▶ DIRECTIVE
Look through the material below. Copy every line with the string "React" in it.

▶ MATERIAL
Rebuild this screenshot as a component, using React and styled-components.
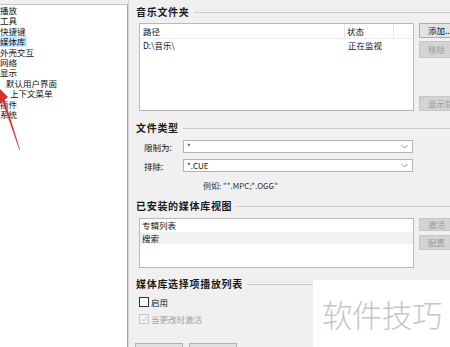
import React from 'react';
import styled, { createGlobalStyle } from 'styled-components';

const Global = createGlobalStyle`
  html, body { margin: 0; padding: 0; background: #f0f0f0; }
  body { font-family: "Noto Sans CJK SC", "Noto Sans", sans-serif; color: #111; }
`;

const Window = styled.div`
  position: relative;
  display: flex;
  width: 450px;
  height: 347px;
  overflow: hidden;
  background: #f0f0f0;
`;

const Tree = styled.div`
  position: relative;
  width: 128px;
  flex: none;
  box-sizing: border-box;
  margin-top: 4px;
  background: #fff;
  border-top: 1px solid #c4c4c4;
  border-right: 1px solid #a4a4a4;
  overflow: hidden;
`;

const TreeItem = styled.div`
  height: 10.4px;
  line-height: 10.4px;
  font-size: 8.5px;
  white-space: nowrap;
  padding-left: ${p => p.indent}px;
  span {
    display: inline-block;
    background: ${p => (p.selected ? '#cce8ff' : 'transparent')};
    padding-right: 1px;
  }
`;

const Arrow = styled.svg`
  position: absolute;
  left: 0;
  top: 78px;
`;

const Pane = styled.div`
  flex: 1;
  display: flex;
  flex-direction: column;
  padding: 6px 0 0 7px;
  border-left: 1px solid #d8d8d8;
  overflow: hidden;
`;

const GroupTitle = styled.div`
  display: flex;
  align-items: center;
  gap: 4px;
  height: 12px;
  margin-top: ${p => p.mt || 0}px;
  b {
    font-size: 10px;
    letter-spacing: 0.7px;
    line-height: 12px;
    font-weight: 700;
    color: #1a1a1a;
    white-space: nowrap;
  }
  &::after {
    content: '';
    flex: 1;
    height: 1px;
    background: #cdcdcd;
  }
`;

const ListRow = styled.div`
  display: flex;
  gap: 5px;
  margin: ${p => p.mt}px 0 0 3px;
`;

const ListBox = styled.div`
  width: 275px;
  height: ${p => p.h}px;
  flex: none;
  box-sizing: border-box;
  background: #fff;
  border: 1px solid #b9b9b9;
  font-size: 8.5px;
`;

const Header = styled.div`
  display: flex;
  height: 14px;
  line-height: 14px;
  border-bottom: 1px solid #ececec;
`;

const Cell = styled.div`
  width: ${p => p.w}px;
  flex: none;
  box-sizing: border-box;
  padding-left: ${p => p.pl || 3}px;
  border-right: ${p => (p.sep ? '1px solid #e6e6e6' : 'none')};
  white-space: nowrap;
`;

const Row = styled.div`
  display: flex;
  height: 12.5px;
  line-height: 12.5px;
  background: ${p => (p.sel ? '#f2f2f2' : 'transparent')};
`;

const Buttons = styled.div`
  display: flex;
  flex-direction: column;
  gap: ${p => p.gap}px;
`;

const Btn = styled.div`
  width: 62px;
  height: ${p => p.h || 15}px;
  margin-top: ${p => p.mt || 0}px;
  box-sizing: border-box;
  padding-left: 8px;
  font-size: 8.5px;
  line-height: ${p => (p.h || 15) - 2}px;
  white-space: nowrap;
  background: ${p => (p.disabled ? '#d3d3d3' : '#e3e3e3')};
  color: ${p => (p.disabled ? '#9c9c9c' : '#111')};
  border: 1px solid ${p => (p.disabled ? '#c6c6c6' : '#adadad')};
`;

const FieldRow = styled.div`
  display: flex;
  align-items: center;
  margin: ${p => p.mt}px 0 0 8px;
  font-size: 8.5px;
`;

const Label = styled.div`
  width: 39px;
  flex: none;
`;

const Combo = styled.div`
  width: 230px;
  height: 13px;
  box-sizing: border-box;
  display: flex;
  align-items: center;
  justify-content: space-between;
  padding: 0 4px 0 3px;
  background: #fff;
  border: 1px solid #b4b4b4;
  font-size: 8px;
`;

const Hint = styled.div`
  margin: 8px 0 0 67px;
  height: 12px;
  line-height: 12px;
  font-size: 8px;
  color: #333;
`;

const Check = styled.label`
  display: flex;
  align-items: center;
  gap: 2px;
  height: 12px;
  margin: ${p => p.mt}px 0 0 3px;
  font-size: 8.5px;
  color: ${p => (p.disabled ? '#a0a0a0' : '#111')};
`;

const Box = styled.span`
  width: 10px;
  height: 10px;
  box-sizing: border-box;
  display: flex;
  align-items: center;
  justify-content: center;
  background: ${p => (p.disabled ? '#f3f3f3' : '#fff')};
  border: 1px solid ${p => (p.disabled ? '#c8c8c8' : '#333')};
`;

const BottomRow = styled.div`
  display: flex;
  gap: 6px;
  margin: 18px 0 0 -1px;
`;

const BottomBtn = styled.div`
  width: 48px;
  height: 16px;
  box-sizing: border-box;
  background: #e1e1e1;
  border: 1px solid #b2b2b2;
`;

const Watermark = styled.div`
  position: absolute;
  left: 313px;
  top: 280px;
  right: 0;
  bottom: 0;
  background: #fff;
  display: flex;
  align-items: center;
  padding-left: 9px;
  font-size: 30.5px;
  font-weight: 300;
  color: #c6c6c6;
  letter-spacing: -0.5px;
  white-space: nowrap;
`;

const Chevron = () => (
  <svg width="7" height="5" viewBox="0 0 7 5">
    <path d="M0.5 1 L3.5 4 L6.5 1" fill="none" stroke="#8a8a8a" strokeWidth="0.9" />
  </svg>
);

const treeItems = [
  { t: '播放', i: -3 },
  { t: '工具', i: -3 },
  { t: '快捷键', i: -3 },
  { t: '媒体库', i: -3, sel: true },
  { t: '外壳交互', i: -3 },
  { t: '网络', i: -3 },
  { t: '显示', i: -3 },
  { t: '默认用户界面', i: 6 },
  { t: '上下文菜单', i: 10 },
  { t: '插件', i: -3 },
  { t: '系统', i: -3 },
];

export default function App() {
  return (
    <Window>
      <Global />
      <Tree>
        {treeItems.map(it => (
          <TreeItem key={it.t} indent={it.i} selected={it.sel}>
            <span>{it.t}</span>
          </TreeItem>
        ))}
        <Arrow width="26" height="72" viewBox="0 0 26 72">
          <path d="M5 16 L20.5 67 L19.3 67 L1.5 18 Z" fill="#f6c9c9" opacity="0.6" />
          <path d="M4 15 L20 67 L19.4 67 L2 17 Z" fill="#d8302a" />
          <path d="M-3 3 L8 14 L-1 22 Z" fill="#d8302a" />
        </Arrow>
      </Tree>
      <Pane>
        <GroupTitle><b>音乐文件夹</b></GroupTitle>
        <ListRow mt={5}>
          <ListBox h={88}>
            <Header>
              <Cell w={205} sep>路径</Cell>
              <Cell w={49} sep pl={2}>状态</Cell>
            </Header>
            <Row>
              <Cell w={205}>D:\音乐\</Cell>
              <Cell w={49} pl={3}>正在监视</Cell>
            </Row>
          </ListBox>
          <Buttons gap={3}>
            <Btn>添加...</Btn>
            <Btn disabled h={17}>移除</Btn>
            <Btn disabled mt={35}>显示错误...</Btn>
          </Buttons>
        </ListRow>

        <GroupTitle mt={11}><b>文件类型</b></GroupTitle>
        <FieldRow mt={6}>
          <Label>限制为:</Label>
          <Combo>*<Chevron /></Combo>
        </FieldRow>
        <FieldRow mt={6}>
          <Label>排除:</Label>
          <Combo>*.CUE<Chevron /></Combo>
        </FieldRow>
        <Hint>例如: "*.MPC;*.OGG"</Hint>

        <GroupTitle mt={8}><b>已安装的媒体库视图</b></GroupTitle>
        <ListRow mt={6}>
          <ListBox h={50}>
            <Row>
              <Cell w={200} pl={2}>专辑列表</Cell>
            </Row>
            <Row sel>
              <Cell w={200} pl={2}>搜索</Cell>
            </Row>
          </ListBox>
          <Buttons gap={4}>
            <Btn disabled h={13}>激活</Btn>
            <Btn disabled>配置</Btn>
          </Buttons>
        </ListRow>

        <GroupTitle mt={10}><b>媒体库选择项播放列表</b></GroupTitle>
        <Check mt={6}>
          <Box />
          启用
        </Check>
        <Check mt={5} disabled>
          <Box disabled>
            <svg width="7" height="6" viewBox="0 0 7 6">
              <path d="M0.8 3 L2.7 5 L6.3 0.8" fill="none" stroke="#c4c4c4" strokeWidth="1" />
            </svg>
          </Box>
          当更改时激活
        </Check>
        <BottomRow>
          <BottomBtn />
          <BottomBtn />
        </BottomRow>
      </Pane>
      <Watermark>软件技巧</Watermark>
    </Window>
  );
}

▶ TASK ANSWER
Rebuild this screenshot as a component, using React and styled-components.
import React from 'react';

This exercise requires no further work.